The shutdown of the U.S. government began this morning,because House Republicans refused to pass a funding measure that does not eliminate ObamaCare or push it off by one year. So, presumably, registration of new clients could start today, but without a federal government to manage things. But that’s the least of anyone’s worries.
A few minutes before midnight last night, Budget Director Sylvia Burwell issued a directive to federal agencies to “execute plans for an orderly shutdown.” An estimated 800,000 federal workers faced furloughs, not including the most critical government services, such as the military and air traffic controllers. The rest were invited to come into the office today just to do whatever needs doing to prepare for a long period of paralysis. In fact, they were told not to read or respond to official email. They were told this by official email.
Oct. 1 was supposed to mark a new budget year, and Congress was supposed to pass a spending bill in time, to allow agencies to stay open. They didn’t do that. But there’s a second, possibly scarier deadline coming Oct. 17, when Congress must raise the government $16.7-trillion debt ceiling, or the U.S. will become the biggest deadbeat in human history.
At this point no one knows the outcome of a long-term strike by the federal government. But we can kind of imagine it: things will get ever more apocalyptic as time goes by. But no one has experienced what happens when the world’s last remaining superpower defaults on its financial IOUs.
This is a gigantic game of chicken between Republicans and Democrats, and it could end today, next week, a month from now. The president might come up with an executive trick to resolve this unprecedented event in the history of mankind – or the House might perform some kind of economic coup d’état to disolve the Obama administration. But we’re more concerned with the suffering of individual Americans, and most notably the suffering of American Jews.

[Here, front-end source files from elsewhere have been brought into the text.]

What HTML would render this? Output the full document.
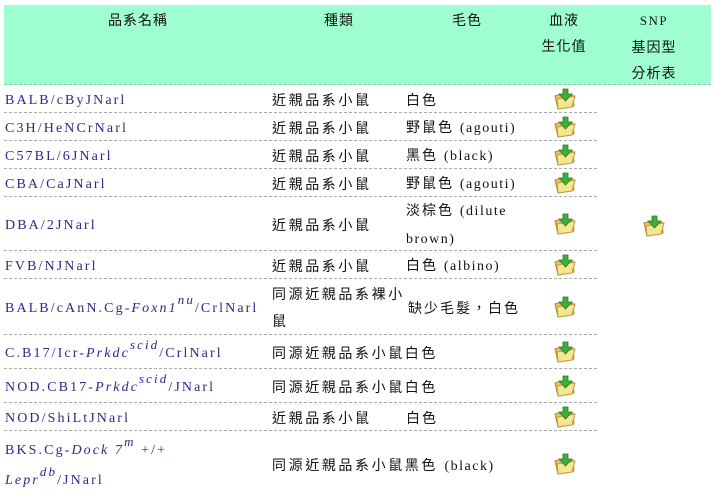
<!DOCTYPE html>
<html><head><meta charset="utf-8"><style>
body{margin:0;background:#fff;width:715px;height:496px;overflow:hidden;position:relative;font-family:"Liberation Sans","Noto Sans CJK TC",sans-serif;font-size:14px;color:#111}
.hd{position:absolute;left:4px;top:5px;width:707px;height:79px;background:#9fffd0;border-bottom:1px dashed #8ccaa8}
.h{position:absolute;top:7px;text-align:center;line-height:26px;letter-spacing:1px;transform:translateX(-50%)}
.r{position:absolute;left:4px;width:593px;border-bottom:1px dashed #aaa}
.cell{position:absolute;top:3px;bottom:0;display:flex;align-items:center;line-height:27px}
.n{left:1px;color:#2a2a8a;font-family:"Liberation Serif",serif;font-size:14px;letter-spacing:2.1px;white-space:nowrap}
.c{left:268px;letter-spacing:2.6px;white-space:nowrap}
.cs{left:402px;width:126px;letter-spacing:2px}
.cs span,.sp{font-family:"Liberation Serif",serif;letter-spacing:1.5px}
.i{left:549px;top:0}
i{font-style:italic}
sup{font-size:13px;vertical-align:8px;line-height:0;font-style:italic}
svg{display:block}
</style></head><body>
<svg width="0" height="0" style="position:absolute"><defs>
<symbol id="f" viewBox="0 0 24 22">
<path d="M2 8 L9 6 L11 8 L20 7 L21 18 L5 21 Z" fill="#e8c560" stroke="#b08a30" stroke-width="1"/>
<path d="M4 11 L22 8 L19 19 L5 21 Z" fill="#f8e590" stroke="#c09a40" stroke-width="1"/>
<path d="M10 1 H15 V6 H19 L12.5 13 L6 6 H10 Z" fill="#3fae3a" stroke="#2a7a2a" stroke-width="0.8"/>
</symbol></defs></svg>
<div class="hd"></div>
<div class="h" style="left:138px">品系名稱</div>
<div class="h" style="left:339px">種類</div>
<div class="h" style="left:467px">毛色</div>
<div class="h" style="left:564px">血液<br>生化值</div>
<div class="h" style="left:654px"><span class="sp" style="font-size:13px">SNP</span><br>基因型<br>分析表</div>

<div class="r" style="top:85px;height:27px"><div class="cell n">BALB/cByJNarl</div><div class="cell c">近親品系小鼠</div><div class="cell cs">白色</div><div class="cell i"><svg width="24" height="22"><use href="#f"/></svg></div></div>
<div class="r" style="top:113px;height:27px"><div class="cell n">C3H/HeNCrNarl</div><div class="cell c">近親品系小鼠</div><div class="cell cs"><div>野鼠色 <span>(agouti)</span></div></div><div class="cell i"><svg width="24" height="22"><use href="#f"/></svg></div></div>
<div class="r" style="top:141px;height:27px"><div class="cell n">C57BL/6JNarl</div><div class="cell c">近親品系小鼠</div><div class="cell cs"><div>黑色 <span>(black)</span></div></div><div class="cell i"><svg width="24" height="22"><use href="#f"/></svg></div></div>
<div class="r" style="top:169px;height:27px"><div class="cell n">CBA/CaJNarl</div><div class="cell c">近親品系小鼠</div><div class="cell cs"><div>野鼠色 <span>(agouti)</span></div></div><div class="cell i"><svg width="24" height="22"><use href="#f"/></svg></div></div>
<div class="r" style="top:197px;height:53px"><div class="cell n">DBA/2JNarl</div><div class="cell c">近親品系小鼠</div><div class="cell cs"><div>淡棕色 <span>(dilute<br>brown)</span></div></div><div class="cell i"><svg width="24" height="22"><use href="#f"/></svg></div></div>
<div class="r" style="top:251px;height:27px"><div class="cell n">FVB/NJNarl</div><div class="cell c">近親品系小鼠</div><div class="cell cs"><div>白色 <span>(albino)</span></div></div><div class="cell i"><svg width="24" height="22"><use href="#f"/></svg></div></div>
<div class="r" style="top:279px;height:55px"><div class="cell n"><div>BALB/cAnN.Cg-<i>Foxn1</i><sup>nu</sup>/CrlNarl</div></div><div class="cell c" style="width:136px;white-space:normal"><div>同源近親品系裸小鼠</div></div><div class="cell cs" style="left:404px;width:160px">缺少毛髮，白色</div><div class="cell i"><svg width="24" height="22"><use href="#f"/></svg></div></div>
<div class="r" style="top:335px;height:33px"><div class="cell n"><div>C.B17/Icr-<i>Prkdc</i><sup>scid</sup>/CrlNarl</div></div><div class="cell c">同源近親品系小鼠白色</div><div class="cell i"><svg width="24" height="22"><use href="#f"/></svg></div></div>
<div class="r" style="top:369px;height:33px"><div class="cell n"><div>NOD.CB17-<i>Prkdc</i><sup>scid</sup>/JNarl</div></div><div class="cell c">同源近親品系小鼠白色</div><div class="cell i"><svg width="24" height="22"><use href="#f"/></svg></div></div>
<div class="r" style="top:403px;height:27px"><div class="cell n">NOD/ShiLtJNarl</div><div class="cell c">近親品系小鼠</div><div class="cell cs">白色</div><div class="cell i"><svg width="24" height="22"><use href="#f"/></svg></div></div>
<div class="r" style="top:431px;height:66px;border-bottom:none"><div class="cell n" style="line-height:30px"><div>BKS.Cg-<i>Dock 7</i><sup>m</sup> +/+<br><i>Lepr</i><sup>db</sup>/JNarl</div></div><div class="cell c"><div>同源近親品系小鼠黑色 <span class="sp">(black)</span></div></div><div class="cell i"><svg width="24" height="22"><use href="#f"/></svg></div></div>

<div style="position:absolute;left:642px;top:215px"><svg width="24" height="22"><use href="#f"/></svg></div>
</body></html>
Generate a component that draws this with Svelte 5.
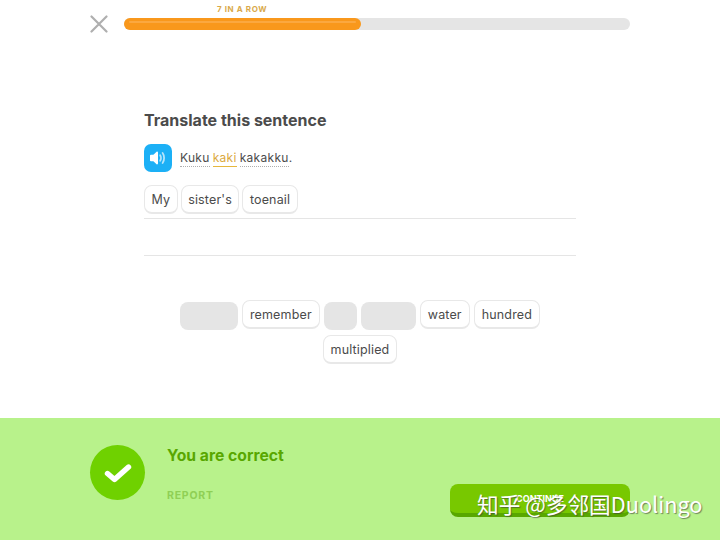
<script>
  const answer = ["My", "sister's", "toenail"];
  const bank = [
    { word: "", width: 58 },
    { word: "remember" },
    { word: "", width: 33 },
    { word: "", width: 55 },
    { word: "water" },
    { word: "hundred" },
    { word: "multiplied" },
  ];
</script>

<div class="page">
  <header class="top">
    <button class="close" aria-label="Close">
      <svg width="18" height="18" viewBox="0 0 18 18">
        <path d="M1.5 1.5 L16.5 16.5 M16.5 1.5 L1.5 16.5" stroke="#afafaf" stroke-width="2.2" stroke-linecap="round" fill="none" />
      </svg>
    </button>
    <div class="track">
      <span class="streak">7 IN A ROW</span>
      <div class="fill"><div class="shine"></div></div>
    </div>
  </header>

  <main class="lesson">
    <h1>Translate this sentence</h1>
    <div class="prompt">
      <div class="speaker">
        <svg width="18" height="16" viewBox="0 0 18 16">
          <path d="M1 5.5 C1 5 1.4 4.7 2 4.7 H4.4 L7.6 1.8 C8.2 1.3 9 1.7 9 2.4 V13.6 C9 14.3 8.2 14.7 7.6 14.2 L4.4 11.3 H2 C1.4 11.3 1 11 1 10.5 Z" fill="#fff" />
          <path d="M11.2 5.2 C12.2 6.6 12.2 9.4 11.2 10.8 M13.6 3 C15.6 5.6 15.6 10.4 13.6 13" stroke="#b5e4fb" stroke-width="1.8" stroke-linecap="round" fill="none" />
        </svg>
      </div>
      <p class="sentence">
        <span class="hint">Kuku</span>
        <span class="hint new">kaki</span>
        <span class="hint">kakakku</span><span class="stop">.</span>
      </p>
    </div>

    <div class="answer-line first">
      {#each answer as word}
        <span class="chip">{word}</span>
      {/each}
    </div>
    <div class="answer-line"></div>

    <div class="bank">
      {#each bank as item}
        {#if item.word}
          <span class="chip">{item.word}</span>
        {:else}
          <span class="used" style="width: {item.width}px"></span>
        {/if}
      {/each}
    </div>
  </main>

  <footer class="result">
    <div class="badge">
      <svg width="30" height="24" viewBox="0 0 30 24">
        <path d="M4.5 12.5 L11.5 18.5 L25.5 6" stroke="#fff" stroke-width="5.4" stroke-linecap="round" stroke-linejoin="round" fill="none" />
      </svg>
    </div>
    <div class="verdict">
      <h2>You are correct</h2>
      <span class="report">REPORT</span>
    </div>
    <button class="continue">CONTINUE</button>
    <span class="watermark">知乎 @多邻国Duolingo</span>
  </footer>
</div>

<style>
  :global(body) {
    margin: 0;
    background: #fff;
  }

  .page {
    width: 720px;
    height: 540px;
    display: flex;
    flex-direction: column;
    overflow: hidden;
    font-family: "Inter", "Noto Sans", sans-serif;
    color: #4b4b4b;
  }

  .top {
    display: flex;
    align-items: center;
    gap: 16px;
    padding: 14px 90px 0;
    height: 20px;
  }

  .close {
    all: unset;
    width: 18px;
    height: 18px;
    display: flex;
  }

  .track {
    position: relative;
    flex: 1;
    height: 12px;
    border-radius: 6px;
    background: #e5e5e5;
  }

  .fill {
    width: 237px;
    height: 12px;
    border-radius: 6px;
    background: #f9981c;
    padding: 3px 5px 0;
    box-sizing: border-box;
  }

  .shine {
    height: 2px;
    border-radius: 1px;
    background: #fba840;
  }

  .streak {
    position: absolute;
    left: 93px;
    top: -14px;
    font-size: 8px;
    font-weight: 700;
    letter-spacing: 0.6px;
    color: #d9a94a;
    white-space: nowrap;
  }

  .lesson {
    flex: 1;
    padding: 75px 144px 0;
  }

  h1 {
    margin: 0;
    font-size: 16px;
    line-height: 22px;
    font-weight: 700;
    color: #4b4b4b;
  }

  .prompt {
    display: flex;
    align-items: center;
    gap: 8px;
    margin-top: 13px;
  }

  .speaker {
    width: 28px;
    height: 28px;
    border-radius: 7px;
    background: #1cb0f6;
    display: flex;
    align-items: center;
    justify-content: center;
  }

  .sentence {
    margin: 0;
    display: flex;
    gap: 3px;
    font-size: 12px;
    line-height: 17px;
    letter-spacing: 0.3px;
    color: #4b4b4b;
  }

  .stop {
    margin-left: -3px;
  }

  .hint {
    border-bottom: 1px dotted #afafaf;
  }

  .hint.new {
    color: #dba93e;
    border-bottom: 1px solid #e6b73e;
  }

  .answer-line {
    height: 36px;
    border-bottom: 1px solid #e5e5e5;
    display: flex;
    gap: 3px;
    align-items: flex-start;
  }

  .answer-line.first {
    height: 32.5px;
    margin-top: 13px;
  }

  .answer-line .chip {
    padding: 0 6.5px;
  }

  .chip {
    box-sizing: border-box;
    height: 29px;
    padding: 0 7px;
    display: flex;
    align-items: center;
    border: 1.5px solid #e8e8e8;
    border-bottom-width: 2.5px;
    border-radius: 8px;
    background: #fff;
    font-size: 12.5px;
    letter-spacing: 0.15px;
    color: #4b4b4b;
    white-space: nowrap;
  }

  .used {
    height: 28px;
    margin-top: 2px;
    border-radius: 8px;
    background: #e5e5e5;
  }

  .bank {
    display: flex;
    flex-wrap: wrap;
    justify-content: center;
    gap: 5px 4px;
    margin-top: 44.5px;
  }

  .result {
    position: relative;
    height: 122px;
    box-sizing: border-box;
    background: #b8f28b;
    display: flex;
    align-items: flex-start;
    padding: 27px 90px 0;
  }

  .badge {
    width: 55px;
    height: 55px;
    border-radius: 50%;
    background: #6fd100;
    display: flex;
    align-items: center;
    justify-content: center;
  }

  .verdict {
    margin-left: 22px;
    display: flex;
    flex-direction: column;
  }

  h2 {
    margin: 0;
    padding-top: 1px;
    font-size: 15.7px;
    line-height: 20px;
    font-weight: 700;
    color: #58a700;
  }

  .report {
    margin-top: 23px;
    font-size: 10.5px;
    font-weight: 700;
    letter-spacing: 0.8px;
    color: #8fcf55;
  }

  .continue {
    all: unset;
    box-sizing: border-box;
    margin-left: auto;
    margin-top: 39px;
    width: 180px;
    height: 33px;
    border-radius: 8px;
    border-bottom: 4px solid #58a700;
    background: #78c800;
    color: #fff;
    font-size: 9px;
    font-weight: 700;
    text-align: center;
    line-height: 29px;
  }

  .watermark {
    position: absolute;
    left: 477px;
    top: 71px;
    font-family: "Noto Sans CJK SC", "Noto Sans", sans-serif;
    font-size: 21.7px;
    line-height: 30px;
    color: #fff;
    text-shadow: 1px 1px 1px rgba(60, 60, 60, 0.6);
    white-space: nowrap;
  }
</style>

So, Social Security payments will go out this month, but they might be delayed, because of the reduced federal work force. If you arranged for direct deposit of your benefits, we think you’ll get them in a timely fashion.
In general, big entitlement programs like Social Security, Medicare and Medicaid, enjoy mandatory funding and do not require an annual renewal by Congress. Incidentally, this also means that The Affordable Care Act, the very prize on which Republicans are keeping their eyes (47 attempts to kill it so far, but who’s counting) is also guaranteed a long and healthy life, because it, too, is mandatory.
Federal employees running these mandatory programs are considered essential. When President Clinton played chicken with the Republicans and let the government be shut down, the Social Security administration brought back 50,000 employees from their furlough, to handle the claims.
But, again, once we get to October 17, all bets are off, because somebody would have to decide who gets paid first, folks who sold pork sandwiches to the U.S. army, or U.S. senior citizens.
Treasury secretary Jack Lew wrote: “We estimate that, at [Oct. 17], Treasury would have only approximately $30 billion to meet our country’s commitments. This amount would be far short of net expenditures on certain days, which can be as high as $60 billion.”
Prioritize, you say? Well, funny you should say that, because a Bipartisan Policy Center report, written by Shai Akabas and Brian Collins, says prioritization is inconceivable.
“It would involve sorting and choosing from nearly 100 million monthly payments,” they wrote. The Treasury Department does not have the technical capacity to do this, much less the legal authority.
The Obama administration also says it can’t prioritize payments. “Any plan to prioritize some payments over others is simply default by another name,” Lew wrote in a letter to House Speaker Boehner. “There is no way of knowing the damage any prioritization plan would have on our economy and financial markets.”
The Miami Herald reports that homeless shelters and elder-care agencies are working through cash-flow projections to see how long their reserves will last without ongoing injections of federal aid.